“Two years ago, we at Google realised that if we don’t adopt Indian languages, we would be out of business,” said Rahul Kapoor, head of strategic partnerships, Google India, at Digipub, a digital publishing event recently.
“There has been a meteoric rise in Indian language consumption online in the last 1-1.5 years,” said Nikhil Pahwa, founder and editor, Medianama.
From 42 million in 2011, there are 234 million Indians using the internet in local languages. That is just over half of India’s 409 million internet users in 2016, according to a study done by KPMG and Google. By 2021, the number of Indians using the internet in local languages will reach 536 million or about 72 per cent of Indians online. Of these, those going online to read/consume news in local languages will rise from 106 million in 2016 to 284 million by 2021, about 85 million more than for English. This essentially means Tamil, Telugu, Gujarati, Hindi and Urdu will be among the ten key languages driving traffic and consumption of online news in India’s Rs 7,690-crore digital media market.
Why Tamil, Telugu or Urdu?
The reasons are easy to see. Take the Rs 700-crore Sakal Media Group that publishes the eponymous Marathi newspaper, and has a presence in TV and digital. Of its five sites, flagship eSakal has seen a three times jump in traffic — 1.5 million monthly users — in just a year.
“What worked for us was social media, especially Facebook. We have 1.1 million regular users on Facebook,” says CEO, Pradeep Dwivedi. On Twitter, Sakal has different handles for different editions. Through its database of readers, it pushes 8-10 news stories of the day to 2,000 WhatsApp groups. Roughly half of eSakal’s traffic comes via social media. “The growth of social media has made it easier to discover Indian language content,” reckons Pahwa. This corresponds to the boom in smartphone devices and data prices falling by a massive 96 per cent in the last one year alone, says the KPMG-Google report.
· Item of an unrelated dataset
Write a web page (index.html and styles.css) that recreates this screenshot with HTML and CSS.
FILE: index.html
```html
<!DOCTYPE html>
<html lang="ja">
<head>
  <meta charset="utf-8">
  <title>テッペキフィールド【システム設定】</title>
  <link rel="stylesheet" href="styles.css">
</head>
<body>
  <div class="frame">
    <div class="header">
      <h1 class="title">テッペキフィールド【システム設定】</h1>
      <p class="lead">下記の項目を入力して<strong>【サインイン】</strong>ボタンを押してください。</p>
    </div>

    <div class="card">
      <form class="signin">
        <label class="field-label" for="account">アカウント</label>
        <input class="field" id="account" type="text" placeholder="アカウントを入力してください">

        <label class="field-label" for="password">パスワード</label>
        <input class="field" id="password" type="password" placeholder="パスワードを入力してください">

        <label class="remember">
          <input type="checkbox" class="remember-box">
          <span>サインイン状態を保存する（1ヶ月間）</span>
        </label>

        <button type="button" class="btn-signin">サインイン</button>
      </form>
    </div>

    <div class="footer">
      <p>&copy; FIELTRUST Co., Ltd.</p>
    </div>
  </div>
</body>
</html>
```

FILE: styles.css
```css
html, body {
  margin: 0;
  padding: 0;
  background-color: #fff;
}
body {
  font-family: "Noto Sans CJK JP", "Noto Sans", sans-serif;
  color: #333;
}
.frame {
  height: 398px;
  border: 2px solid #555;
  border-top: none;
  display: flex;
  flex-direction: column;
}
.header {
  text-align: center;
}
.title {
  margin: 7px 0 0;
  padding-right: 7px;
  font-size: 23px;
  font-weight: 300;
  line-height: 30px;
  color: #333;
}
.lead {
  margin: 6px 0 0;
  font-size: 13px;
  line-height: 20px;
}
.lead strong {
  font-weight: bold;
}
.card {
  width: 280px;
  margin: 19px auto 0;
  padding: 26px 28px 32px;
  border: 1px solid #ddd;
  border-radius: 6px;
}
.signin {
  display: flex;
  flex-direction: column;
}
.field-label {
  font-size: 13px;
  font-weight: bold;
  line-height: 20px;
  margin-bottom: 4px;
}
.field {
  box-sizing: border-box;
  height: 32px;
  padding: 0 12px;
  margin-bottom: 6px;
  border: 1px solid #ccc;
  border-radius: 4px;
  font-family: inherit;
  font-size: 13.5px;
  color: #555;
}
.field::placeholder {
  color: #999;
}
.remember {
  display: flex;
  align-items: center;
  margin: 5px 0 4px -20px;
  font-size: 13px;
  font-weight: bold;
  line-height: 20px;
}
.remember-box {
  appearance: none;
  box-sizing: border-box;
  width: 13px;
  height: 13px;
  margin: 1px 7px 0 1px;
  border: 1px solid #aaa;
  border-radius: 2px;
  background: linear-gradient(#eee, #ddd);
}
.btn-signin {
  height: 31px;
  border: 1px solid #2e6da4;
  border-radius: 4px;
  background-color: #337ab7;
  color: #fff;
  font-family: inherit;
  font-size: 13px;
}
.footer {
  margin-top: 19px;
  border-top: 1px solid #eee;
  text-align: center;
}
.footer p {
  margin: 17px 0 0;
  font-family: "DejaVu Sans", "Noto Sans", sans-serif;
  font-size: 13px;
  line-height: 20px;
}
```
Typically, a language publication or news channel has an audience size 10-30 times bigger than that for English. Kannada, Tamil and Hindi newspapers are among the fastest growing in circulation and readership. Not surprisingly, then, these three languages also have the highest internet adoption levels among all language users. “They consume news, entertainment, personal finance, stocks. People in small towns are discovering technology, they read a lot of product reviews,” says B G Mahesh, founder and managing director, OneIndia.com, which offers news in seven Indian languages.
Google’s Kapoor points to Sharmaji Technical, a YouTube channel launched by Praval Sharma a couple of years back. It reviews tech products, largely mobile phones and laptops in Hindi. Sharmaji Technical has over 644,000 subscribers faithfully logging in and commenting.
“The propensity to consume content is higher in languages and an ecosystem of content creators exists. The challenge is how do revenues follow,” said Anoop N, COO (digital), Asianet, which offers news online in all the four South Indian languages, at Digipub.
The tricky parts
Though English still gets 2-2.5 times better CPMs (cost per mille or thousand) than Indian languages, the gap has narrowed. The tricky part is nudging advertisers and publishers towards changes that could mean better rates.
Gyan Gupta, CEO, Dainik Bhaskar, points to one. “Why do we have an English ad on a Hindi news site? A Hindi creative on a Hindi site gives four times better performance,” he said at an industry event last month.
The KPMG-Google report seconds that: 88 per cent of Indian language internet users are more likely to respond to a digital advertisement in their local language than in English. The other thing that could get better rates is sticking to what the brand stands for and doing direct deals with advertisers, says Dwivedi of Sakal. Gupta adds a third variable, “Once you move to programmatic, language differentiation goes.” Programmatic means selling ad space through an automated network that places ads based on traffic and other objective variables, and since Indian language sites do much better on volumes, they stand to gain with its use.
Rajiv Dhingra, founder and CEO, WATConsult, a digital agency, agrees there is some uptick but doesn’t see language content becoming a dominant part of ad spends. “We handle Rs 250-300 crore worth of budgets and at best 10-15 per cent goes to Indian language content. CPMs in Indian languages can sometimes be more than for English. For example, Malayalam Manorama has a larger share of premium audience than English language publications. But largely CPM is very deal and market specific,” says he. He reckons the share of Indian languages of the ad spend could grow to 20-25 per cent, led largely by video. “Textual content is never going to be as big as English unless very good regional content players come and disrupt,” says he.
Dwivedi agrees. “In 5-7 years, I don’t think any amount of digital revenue will offset the loss from print unless we monetise our audience through pay or make the site commerce-enabled.”
For vernacular news websites, the high from the rise in traffic could wear off soon if revenues don’t follow.